BOOK GEM: Red At The Bone by Jacqueline Woodson

Simply put, we are booksellers. No if’s, and’s, or but’s about it. Our joy comes from having a customer rave about a book recommendation, gaining new insight about a topic after discussing a book with another reader, or getting the chance to meet an author we’ve been secretly fanboy-ing/fangirl-ing over.

So imaging our collective glee when we found out Ms. Woodson — Jacqueline if you’re a reader — wanted to stop by to sign copies of her new book, Red to the Bone. It’s a great feeling to know that people you respect also consider the work you do to be important and impactful. The most important thing you can give a person is your time. We appreciate Jacqueline for taking time out to hang with us last week and autograph books.

“This poignant tale of choices and their aftermath, history and legacy, will resonate with mothers and daughters.” -Tayari Jones, bestselling author of An American Marriage, in O Magazine 

Woodson’s book has been receiving rave reviews and we think you’re going to love it well. Stop by the store to pick up this autographed ‘Book Gem’ for your library or go online to order your today.

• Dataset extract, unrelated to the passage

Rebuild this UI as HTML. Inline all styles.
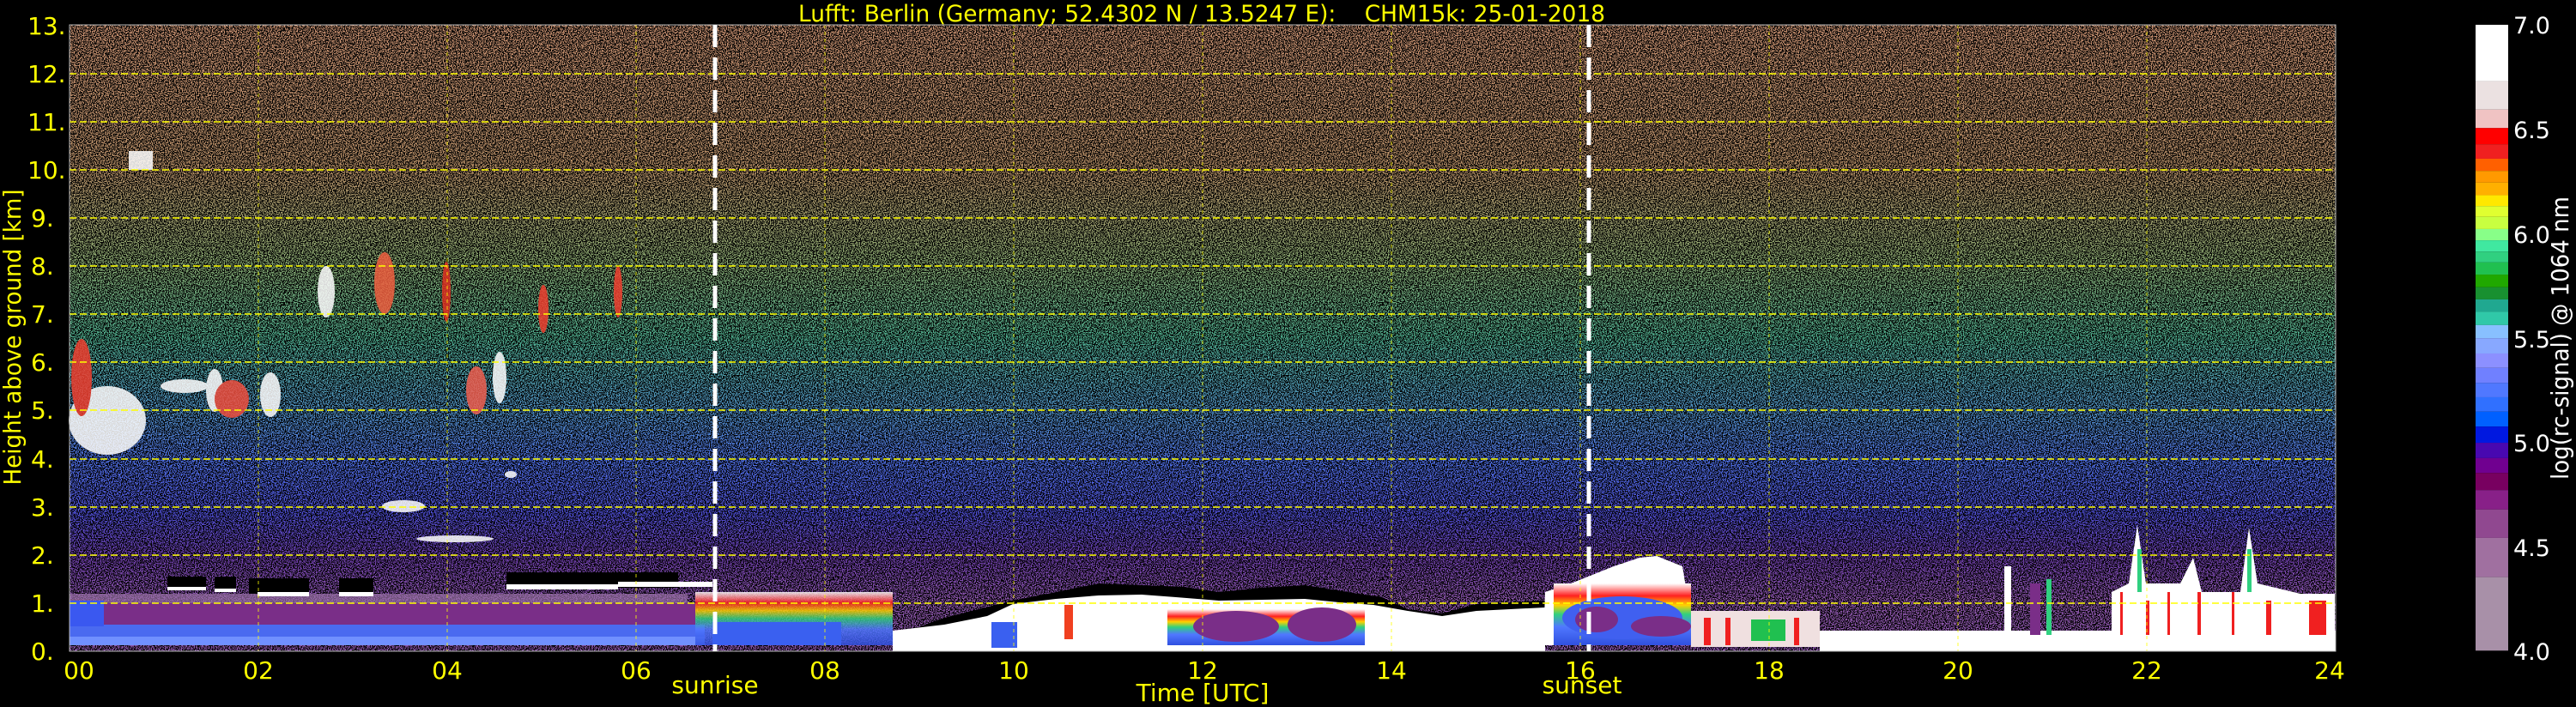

Moving forward and backward in time, Jacqueline Woodson’s taut and powerful new novel uncovers the role that history and community have played in the experiences, decisions, and relationships of these families, and in the life of the new child.

As the book opens in 2001, it is the evening of sixteen-year-old Melody’s coming of age ceremony in her grandparents’ Brooklyn brownstone. Watched lovingly by her relatives and friends, making her entrance to the music of Prince, she wears a special custom-made dress. But the event is not without poignancy. Sixteen years earlier, that very dress was measured and sewn for a different wearer: Melody’s mother, for her own ceremony– a celebration that ultimately never took place.

Unfurling the history of Melody’s parents and grandparents to show how they all arrived at this moment, Woodson considers not just their ambitions and successes but also the costs, the tolls they’ve paid for striving to overcome expectations and escape the pull of history. As it explores sexual desire and identity, ambition, gentrification, education, class and status, and the life-altering facts of parenthood, Red at the Bone most strikingly looks at the ways in which young people must so often make long-lasting decisions about their lives–even before they have begun to figure out who they are and what they want to be.